Stated exercise — Quote exactly, and only, the lines from the one with "and Tailwind CSS." down to the one with "import React from", both included.

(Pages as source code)
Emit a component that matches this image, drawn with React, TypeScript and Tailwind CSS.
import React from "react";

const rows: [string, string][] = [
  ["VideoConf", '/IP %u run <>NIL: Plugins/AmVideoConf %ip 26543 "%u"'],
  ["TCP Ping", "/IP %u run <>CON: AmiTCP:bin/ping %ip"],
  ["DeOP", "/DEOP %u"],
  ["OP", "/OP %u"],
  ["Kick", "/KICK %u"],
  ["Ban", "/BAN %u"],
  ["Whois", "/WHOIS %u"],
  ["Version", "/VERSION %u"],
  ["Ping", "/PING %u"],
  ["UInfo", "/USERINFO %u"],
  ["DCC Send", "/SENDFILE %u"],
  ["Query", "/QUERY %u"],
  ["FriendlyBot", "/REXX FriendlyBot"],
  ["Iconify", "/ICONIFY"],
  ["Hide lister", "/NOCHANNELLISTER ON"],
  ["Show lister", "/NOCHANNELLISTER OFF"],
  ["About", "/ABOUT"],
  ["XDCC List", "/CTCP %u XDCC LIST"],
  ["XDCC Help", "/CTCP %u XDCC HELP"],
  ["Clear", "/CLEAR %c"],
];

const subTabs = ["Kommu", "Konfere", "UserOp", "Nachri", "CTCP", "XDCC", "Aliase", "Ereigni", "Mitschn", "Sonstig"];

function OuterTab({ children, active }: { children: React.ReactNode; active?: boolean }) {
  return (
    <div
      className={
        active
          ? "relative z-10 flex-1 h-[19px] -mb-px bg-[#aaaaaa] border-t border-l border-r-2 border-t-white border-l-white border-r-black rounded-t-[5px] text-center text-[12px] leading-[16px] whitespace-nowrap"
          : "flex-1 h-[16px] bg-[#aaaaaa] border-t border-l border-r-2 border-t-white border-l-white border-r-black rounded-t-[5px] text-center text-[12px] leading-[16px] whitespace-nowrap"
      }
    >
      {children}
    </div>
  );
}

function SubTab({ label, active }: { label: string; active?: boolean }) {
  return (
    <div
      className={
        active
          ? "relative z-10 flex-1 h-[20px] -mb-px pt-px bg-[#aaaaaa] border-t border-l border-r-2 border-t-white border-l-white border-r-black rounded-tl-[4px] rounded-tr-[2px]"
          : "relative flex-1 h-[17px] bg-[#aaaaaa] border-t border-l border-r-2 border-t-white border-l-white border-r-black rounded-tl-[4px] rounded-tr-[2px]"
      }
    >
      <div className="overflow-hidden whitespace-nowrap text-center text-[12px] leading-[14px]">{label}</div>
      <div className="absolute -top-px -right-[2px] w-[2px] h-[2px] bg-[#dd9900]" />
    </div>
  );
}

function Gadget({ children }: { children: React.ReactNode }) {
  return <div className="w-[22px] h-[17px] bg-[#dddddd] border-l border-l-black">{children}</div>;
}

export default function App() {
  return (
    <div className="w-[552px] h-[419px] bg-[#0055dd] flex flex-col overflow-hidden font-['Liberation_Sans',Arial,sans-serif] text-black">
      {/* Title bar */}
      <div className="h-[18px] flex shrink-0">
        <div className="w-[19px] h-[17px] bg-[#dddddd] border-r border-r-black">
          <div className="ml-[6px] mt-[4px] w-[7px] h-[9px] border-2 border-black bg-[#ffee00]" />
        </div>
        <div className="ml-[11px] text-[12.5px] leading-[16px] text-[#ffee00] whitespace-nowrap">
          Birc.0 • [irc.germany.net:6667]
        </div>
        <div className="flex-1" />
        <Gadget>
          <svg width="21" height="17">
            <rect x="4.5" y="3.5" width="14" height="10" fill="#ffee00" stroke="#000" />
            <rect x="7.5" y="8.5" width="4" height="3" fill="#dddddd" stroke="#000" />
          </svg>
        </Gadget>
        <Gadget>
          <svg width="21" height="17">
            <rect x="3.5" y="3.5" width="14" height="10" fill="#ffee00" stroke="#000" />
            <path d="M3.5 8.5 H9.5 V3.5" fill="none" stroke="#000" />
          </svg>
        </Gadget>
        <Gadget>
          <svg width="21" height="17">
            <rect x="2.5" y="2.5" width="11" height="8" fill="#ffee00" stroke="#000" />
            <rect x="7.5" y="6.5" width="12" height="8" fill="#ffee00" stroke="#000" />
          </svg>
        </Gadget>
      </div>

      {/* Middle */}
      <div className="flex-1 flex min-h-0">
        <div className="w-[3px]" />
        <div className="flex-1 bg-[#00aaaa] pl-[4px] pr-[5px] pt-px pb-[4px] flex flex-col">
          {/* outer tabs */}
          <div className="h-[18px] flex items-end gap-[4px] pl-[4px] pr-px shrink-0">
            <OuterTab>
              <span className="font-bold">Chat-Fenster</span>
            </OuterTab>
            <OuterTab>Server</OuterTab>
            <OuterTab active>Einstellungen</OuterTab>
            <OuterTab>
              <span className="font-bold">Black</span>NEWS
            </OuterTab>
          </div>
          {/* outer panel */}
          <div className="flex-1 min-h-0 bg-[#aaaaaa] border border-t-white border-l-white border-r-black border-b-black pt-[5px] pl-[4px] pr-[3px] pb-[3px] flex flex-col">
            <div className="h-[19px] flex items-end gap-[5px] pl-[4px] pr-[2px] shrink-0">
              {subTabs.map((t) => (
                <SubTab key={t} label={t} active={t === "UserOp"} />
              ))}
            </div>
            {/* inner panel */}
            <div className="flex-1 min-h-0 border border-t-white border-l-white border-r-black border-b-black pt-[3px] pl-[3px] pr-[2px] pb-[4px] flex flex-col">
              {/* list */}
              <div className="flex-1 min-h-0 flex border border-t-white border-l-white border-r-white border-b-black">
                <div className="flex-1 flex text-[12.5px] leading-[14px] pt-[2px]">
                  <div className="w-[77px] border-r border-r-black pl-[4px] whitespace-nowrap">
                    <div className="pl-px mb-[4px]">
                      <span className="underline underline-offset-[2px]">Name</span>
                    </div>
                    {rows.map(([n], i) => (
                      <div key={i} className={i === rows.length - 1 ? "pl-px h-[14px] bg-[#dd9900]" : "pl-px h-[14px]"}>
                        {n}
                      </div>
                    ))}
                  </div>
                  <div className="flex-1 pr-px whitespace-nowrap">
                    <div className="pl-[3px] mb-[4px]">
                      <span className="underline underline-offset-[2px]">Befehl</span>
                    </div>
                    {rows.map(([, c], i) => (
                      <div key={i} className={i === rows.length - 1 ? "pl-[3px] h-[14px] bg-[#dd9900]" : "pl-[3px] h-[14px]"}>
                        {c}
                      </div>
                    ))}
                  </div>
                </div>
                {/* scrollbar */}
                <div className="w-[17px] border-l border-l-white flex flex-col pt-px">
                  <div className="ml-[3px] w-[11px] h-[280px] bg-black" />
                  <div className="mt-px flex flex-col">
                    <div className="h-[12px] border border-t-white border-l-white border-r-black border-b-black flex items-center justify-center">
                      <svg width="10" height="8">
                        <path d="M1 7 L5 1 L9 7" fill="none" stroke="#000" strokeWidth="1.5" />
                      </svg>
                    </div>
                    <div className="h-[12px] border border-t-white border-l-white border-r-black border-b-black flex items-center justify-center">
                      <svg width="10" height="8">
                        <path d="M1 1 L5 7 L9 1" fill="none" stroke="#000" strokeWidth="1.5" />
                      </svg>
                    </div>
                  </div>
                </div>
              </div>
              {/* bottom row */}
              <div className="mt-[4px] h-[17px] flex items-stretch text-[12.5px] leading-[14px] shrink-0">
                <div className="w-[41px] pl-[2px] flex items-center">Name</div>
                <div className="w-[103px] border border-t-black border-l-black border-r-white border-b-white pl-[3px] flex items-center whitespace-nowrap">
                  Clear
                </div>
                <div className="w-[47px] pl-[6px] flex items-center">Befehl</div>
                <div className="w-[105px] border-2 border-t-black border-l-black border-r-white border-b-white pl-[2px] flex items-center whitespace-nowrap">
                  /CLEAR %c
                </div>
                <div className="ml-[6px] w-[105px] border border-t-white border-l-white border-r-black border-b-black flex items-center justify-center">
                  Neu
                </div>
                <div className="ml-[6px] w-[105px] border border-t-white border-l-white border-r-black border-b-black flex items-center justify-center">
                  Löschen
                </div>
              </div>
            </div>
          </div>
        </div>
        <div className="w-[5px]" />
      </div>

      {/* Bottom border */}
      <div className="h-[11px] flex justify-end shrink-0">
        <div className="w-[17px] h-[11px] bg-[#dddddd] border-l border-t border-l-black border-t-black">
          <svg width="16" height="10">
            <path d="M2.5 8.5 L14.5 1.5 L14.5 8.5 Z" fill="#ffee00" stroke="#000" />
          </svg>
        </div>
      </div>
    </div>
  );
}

--

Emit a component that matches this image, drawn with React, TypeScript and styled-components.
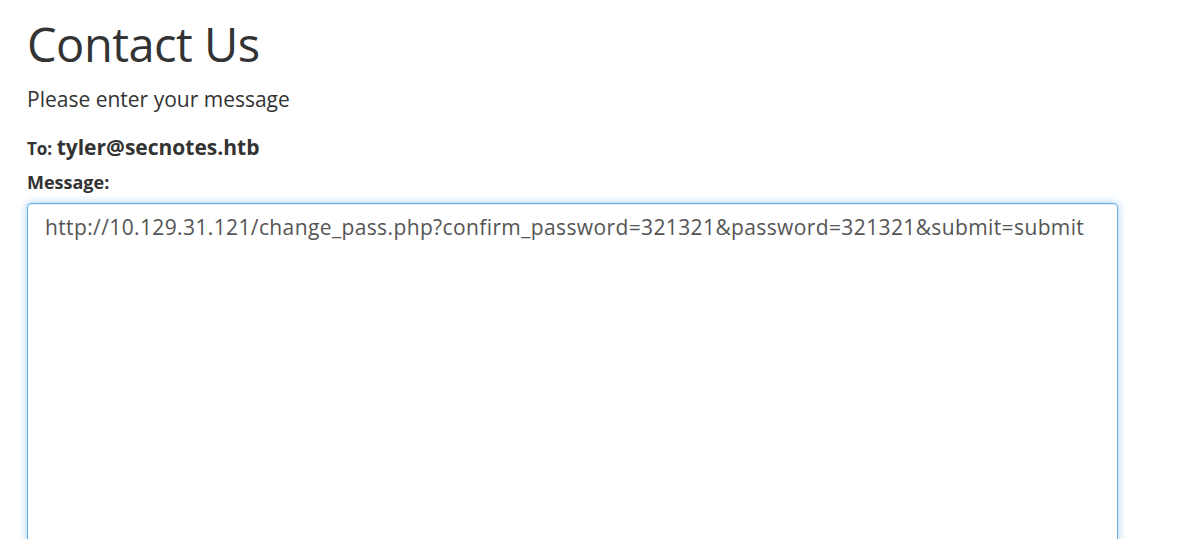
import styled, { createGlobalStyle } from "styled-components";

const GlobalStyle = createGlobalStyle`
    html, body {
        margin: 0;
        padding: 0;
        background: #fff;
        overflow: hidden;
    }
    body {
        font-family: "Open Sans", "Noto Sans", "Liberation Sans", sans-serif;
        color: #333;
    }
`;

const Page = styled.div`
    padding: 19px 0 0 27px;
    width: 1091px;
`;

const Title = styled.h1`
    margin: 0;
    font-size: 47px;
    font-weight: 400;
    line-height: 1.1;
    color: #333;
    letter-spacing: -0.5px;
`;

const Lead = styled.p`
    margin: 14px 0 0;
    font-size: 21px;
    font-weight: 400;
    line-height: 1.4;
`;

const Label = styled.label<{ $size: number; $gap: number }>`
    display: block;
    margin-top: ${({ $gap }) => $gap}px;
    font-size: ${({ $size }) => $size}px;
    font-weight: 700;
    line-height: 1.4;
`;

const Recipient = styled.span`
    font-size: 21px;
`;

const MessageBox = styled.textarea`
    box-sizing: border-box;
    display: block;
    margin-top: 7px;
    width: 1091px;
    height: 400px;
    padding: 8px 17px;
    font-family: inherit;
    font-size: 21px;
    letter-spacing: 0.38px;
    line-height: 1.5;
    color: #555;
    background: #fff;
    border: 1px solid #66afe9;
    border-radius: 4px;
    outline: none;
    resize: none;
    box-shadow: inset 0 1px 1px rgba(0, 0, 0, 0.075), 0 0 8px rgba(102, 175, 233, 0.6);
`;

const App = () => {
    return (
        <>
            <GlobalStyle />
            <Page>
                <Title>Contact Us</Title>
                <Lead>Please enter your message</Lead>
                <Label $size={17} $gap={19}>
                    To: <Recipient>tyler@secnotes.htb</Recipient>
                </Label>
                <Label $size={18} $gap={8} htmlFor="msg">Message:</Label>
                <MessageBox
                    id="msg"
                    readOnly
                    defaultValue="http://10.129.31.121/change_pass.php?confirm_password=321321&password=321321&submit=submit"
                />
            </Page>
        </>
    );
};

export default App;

Reply to the task —
Emit a component that matches this image, drawn with React, TypeScript and Tailwind CSS.
import React from "react";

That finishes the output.